Sunday, April 20, 2008

Things I just learned I didn't know

During the Nixon administration, there were mandatory price controls on oil as well as a two-tier pricing system.

Could you imagine anything like this getting through Congress and onto a president’s desk today?

The most significant piece of legislation imposing new regulations on the oil industry during the 1970s was passed by Congress just a few weeks after the embargo. Its timing gave the appearance of a quick legislative response to OPEC's action. However, in reality the bill had already been working its way through Congress. The bill was titled the Emergency Petroleum Allocation Act (EPAA). One of the significant features of the law was the creation of a two tier pricing system. The first tier was defined as known domestic oil reserves. On the basis of the new law, these reserves were closely regulated and could only be sold at pre-embargo prices.

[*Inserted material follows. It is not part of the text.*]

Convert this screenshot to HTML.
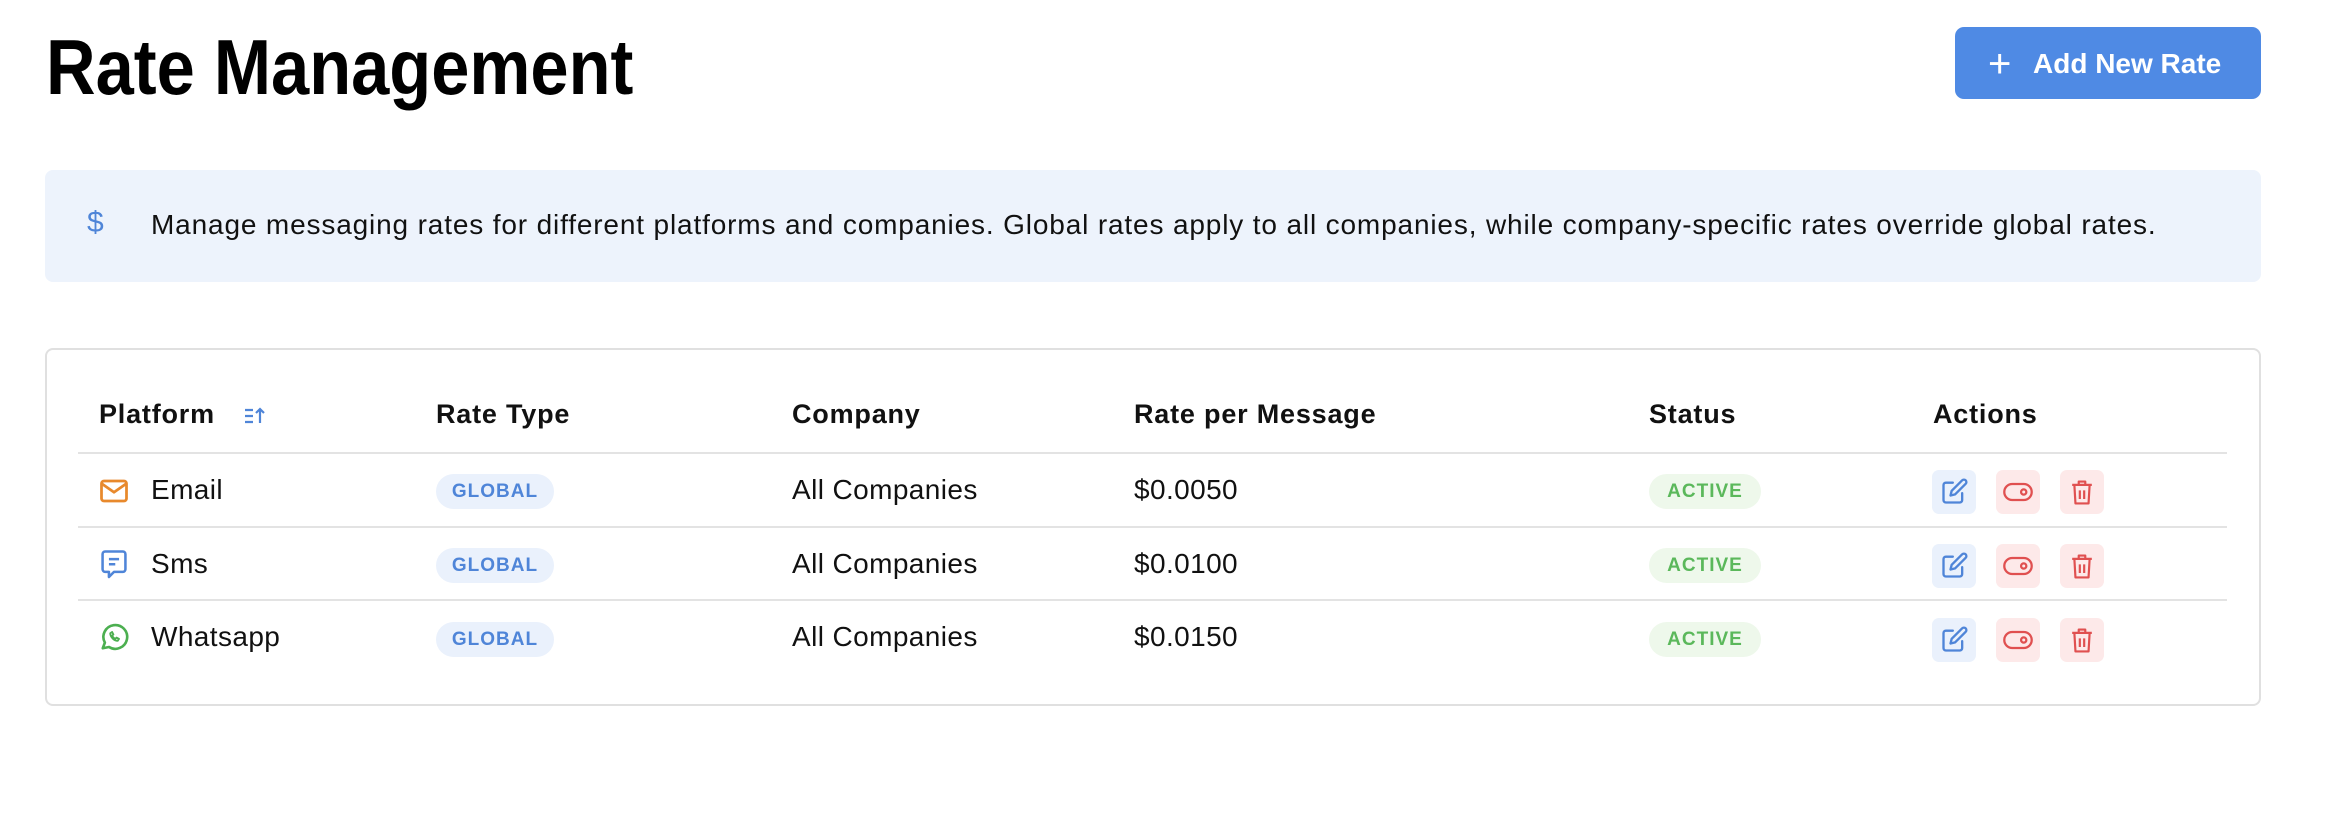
<!DOCTYPE html>
<html><head><meta charset="utf-8"><style>
*{margin:0;padding:0;box-sizing:border-box}
body{width:2342px;height:840px;background:#fff;font-family:"Liberation Sans",sans-serif;color:#111;position:relative;overflow:hidden}
.a{position:absolute}
h1{position:absolute;left:46px;top:22px;font-size:78px;font-weight:bold;transform:scaleX(0.88);transform-origin:left top;line-height:90px;color:#000}
.btn{left:1955px;top:27px;width:306px;height:72px;background:#4f8ae4;border-radius:9px;color:#fff;font-weight:bold;font-size:28px}
.info{left:45px;top:170px;width:2216px;height:112px;background:#edf3fc;border-radius:8px}
.card{left:45px;top:348px;width:2216px;height:358px;border:2px solid #e0e0e0;border-radius:8px}
.hd{font-weight:bold;font-size:27px;letter-spacing:0.8px;top:399px;color:#111}
.line{left:78px;width:2149px;height:2px;background:#e3e3e3}
.cell{font-size:28px;letter-spacing:0.4px;color:#111}
.pill{height:35px;border-radius:18px;font-size:19px;font-weight:bold;letter-spacing:1px;display:flex;align-items:center;justify-content:center}
.g{left:436px;width:118px;background:#eaf1fc;color:#4f85d8}
.s{left:1649px;width:112px;background:#eef8eb;color:#5bb85b}
.ab{width:44px;height:44px;border-radius:7px;display:flex;align-items:center;justify-content:center}
</style></head><body>
<h1>Rate Management</h1>
<div class="a btn"><span class="a" style="left:33px;top:17px;font-weight:normal;font-size:40px;line-height:40px">+</span><span class="a" style="left:78px;top:21px">Add New Rate</span></div>
<div class="a info"><span class="a" style="left:42px;top:36px;color:#4f85d8;font-size:30px">$</span><span class="a" style="left:106px;top:39px;font-size:28px;letter-spacing:0.85px;color:#111;white-space:nowrap">Manage messaging rates for different platforms and companies. Global rates apply to all companies, while company-specific rates override global rates.</span></div>
<div class="a card"></div>
<div class="a hd" style="left:99px">Platform</div>
<svg class="a" style="left:243px;top:406px" width="24" height="20" viewBox="0 0 24 20" fill="none" stroke="#4f85d8" stroke-width="2.2"><path d="M2 4h8M2 10h8M2 16h8M17 17V3M13 7l4-4 4 4"/></svg>
<div class="a hd" style="left:436px">Rate Type</div>
<div class="a hd" style="left:792px">Company</div>
<div class="a hd" style="left:1134px">Rate per Message</div>
<div class="a hd" style="left:1649px">Status</div>
<div class="a hd" style="left:1933px">Actions</div>
<div class="a line" style="top:452px"></div>
<div class="a line" style="top:526px"></div>
<div class="a line" style="top:599px"></div>

<svg class="a" style="left:99px;top:476px" width="30" height="30" viewBox="0 0 24 24" fill="none" stroke="#e8892c" stroke-width="2.2" stroke-linejoin="round"><rect x="2" y="4" width="20" height="16" rx="2"/><path d="M2 6l10 7 10-7"/></svg>
<div class="a cell" style="left:151px;top:474px">Email</div>
<div class="a pill g" style="top:474px">GLOBAL</div>
<div class="a cell" style="left:792px;top:474px">All Companies</div>
<div class="a cell" style="left:1134px;top:474px">$0.0050</div>
<div class="a pill s" style="top:474px">ACTIVE</div>

<svg class="a" style="left:100px;top:549px" width="28" height="33" viewBox="0 0 22 26" fill="none" stroke="#4f85d8" stroke-width="2" stroke-linejoin="round"><path d="M4 2h14a2 2 0 0 1 2 2v12a2 2 0 0 1-2 2H11l-4 4v-4H4a2 2 0 0 1-2-2V4a2 2 0 0 1 2-2z"/><path d="M7 8h8M7 12h5"/></svg>
<div class="a cell" style="left:151px;top:548px">Sms</div>
<div class="a pill g" style="top:548px">GLOBAL</div>
<div class="a cell" style="left:792px;top:548px">All Companies</div>
<div class="a cell" style="left:1134px;top:548px">$0.0100</div>
<div class="a pill s" style="top:548px">ACTIVE</div>

<svg class="a" style="left:99px;top:622px" width="30" height="30" viewBox="0 0 24 24" fill="none" stroke="#4caf50" stroke-width="2.1" stroke-linejoin="round"><path d="M3 21l1.7-4.5A9.5 9.5 0 1 1 8 20z"/><path d="M9 9c0 3 3 6 6 6l1-1.5-2-1-1 1c-1-.5-2-1.5-2.5-2.5l1-1-1-2z" stroke-width="1.5"/></svg>
<div class="a cell" style="left:151px;top:621px">Whatsapp</div>
<div class="a pill g" style="top:622px">GLOBAL</div>
<div class="a cell" style="left:792px;top:621px">All Companies</div>
<div class="a cell" style="left:1134px;top:621px">$0.0150</div>
<div class="a pill s" style="top:622px">ACTIVE</div>

<div class="a ab" style="left:1932px;top:470px;background:#eaf1fc"><svg width="28" height="28" viewBox="0 0 24 24" fill="none" stroke="#4f85d8" stroke-width="2" stroke-linecap="round" stroke-linejoin="round"><path d="M11 4H5a2 2 0 0 0-2 2v13a2 2 0 0 0 2 2h12a2 2 0 0 0 2-2v-6"/><path d="M9 15l1-4 9-9a2 2 0 0 1 3 3l-9 9z"/></svg></div>
<div class="a ab" style="left:1996px;top:470px;background:#fde9e9"><svg width="32" height="28" viewBox="0 0 28 24" fill="none" stroke="#e05050" stroke-width="2"><rect x="2" y="5" width="24" height="14" rx="7"/><circle cx="19" cy="12" r="2.3"/></svg></div>
<div class="a ab" style="left:2060px;top:470px;background:#fde9e9"><svg width="24" height="29" viewBox="0 0 22 26" fill="none" stroke="#e05050" stroke-width="2" stroke-linejoin="round"><path d="M2 6h18M8 6V3h6v3M4 6l1 17h12l1-17M9 11v8M13 11v8"/></svg></div>

<div class="a ab" style="left:1932px;top:544px;background:#eaf1fc"><svg width="28" height="28" viewBox="0 0 24 24" fill="none" stroke="#4f85d8" stroke-width="2" stroke-linecap="round" stroke-linejoin="round"><path d="M11 4H5a2 2 0 0 0-2 2v13a2 2 0 0 0 2 2h12a2 2 0 0 0 2-2v-6"/><path d="M9 15l1-4 9-9a2 2 0 0 1 3 3l-9 9z"/></svg></div>
<div class="a ab" style="left:1996px;top:544px;background:#fde9e9"><svg width="32" height="28" viewBox="0 0 28 24" fill="none" stroke="#e05050" stroke-width="2"><rect x="2" y="5" width="24" height="14" rx="7"/><circle cx="19" cy="12" r="2.3"/></svg></div>
<div class="a ab" style="left:2060px;top:544px;background:#fde9e9"><svg width="24" height="29" viewBox="0 0 22 26" fill="none" stroke="#e05050" stroke-width="2" stroke-linejoin="round"><path d="M2 6h18M8 6V3h6v3M4 6l1 17h12l1-17M9 11v8M13 11v8"/></svg></div>

<div class="a ab" style="left:1932px;top:618px;background:#eaf1fc"><svg width="28" height="28" viewBox="0 0 24 24" fill="none" stroke="#4f85d8" stroke-width="2" stroke-linecap="round" stroke-linejoin="round"><path d="M11 4H5a2 2 0 0 0-2 2v13a2 2 0 0 0 2 2h12a2 2 0 0 0 2-2v-6"/><path d="M9 15l1-4 9-9a2 2 0 0 1 3 3l-9 9z"/></svg></div>
<div class="a ab" style="left:1996px;top:618px;background:#fde9e9"><svg width="32" height="28" viewBox="0 0 28 24" fill="none" stroke="#e05050" stroke-width="2"><rect x="2" y="5" width="24" height="14" rx="7"/><circle cx="19" cy="12" r="2.3"/></svg></div>
<div class="a ab" style="left:2060px;top:618px;background:#fde9e9"><svg width="24" height="29" viewBox="0 0 22 26" fill="none" stroke="#e05050" stroke-width="2" stroke-linejoin="round"><path d="M2 6h18M8 6V3h6v3M4 6l1 17h12l1-17M9 11v8M13 11v8"/></svg></div>
</body></html>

As time continued, the law did allow first tier prices to drift upward; yet, the prices were kept lower than world market prices for similar grades of oil. The second tier was defined as all other sources of crude oil. There were no controls imposed on the production or distribution of reserves classified in this tier.*
So how did this all work out? Let’s just say that the big guys didn’t get screwed over but the little guys with their rattling Plymouth Furys and their oil-fueled home furnaces did.

*From The Energy Crisis and the American Political Economy: Politics and Markets in the Management of Natural Resources, by Franklin Tugwell.